The 국민연금 taxation rule matters because it changes a planning conclusion, not just a technical detail. A CPA or taxpayer who assumes Korea doesn't tax 국민연금 will not look for Korean tax documentation, will not check Form 1116 eligibility, and may end up paying full U.S. tax on a pension benefit where Korean tax was, in fact, withheld and creditable. The accurate starting position — Korea taxes post-2002 contribution-derived 국민연금 benefits as ordinary pension income, subject to mandatory comprehensive taxation — opens the door to FTC analysis. For the growing population of Korean-American retirees who spent meaningful careers contributing to 국민연금 before relocating to the U.S. (or vice versa), this is not a minor footnote — it can be the difference between a properly computed return and an overstated U.S. tax bill.

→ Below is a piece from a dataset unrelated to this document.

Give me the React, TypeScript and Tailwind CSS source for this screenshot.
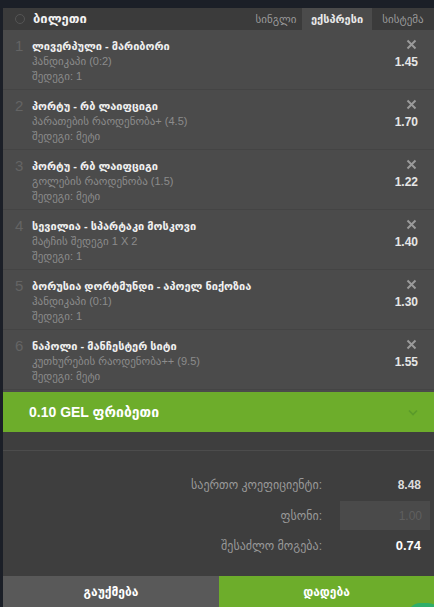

The general principle that should replace any blanket assumption about Korean taxation: verify the actual Korean tax treatment for each income category, in each specific year, before concluding whether FTC is available. Korean tax law changes (such as the EET restructuring of pension taxation in 2002, the introduction of separate taxation elections for private pensions, and ongoing reforms to capital gains exemptions) mean that static assumptions about "what Korea taxes" age poorly. A CPA-driven, category-by-category verification — rather than reliance on generalized rules of thumb — is what actually protects against both double taxation and overpayment.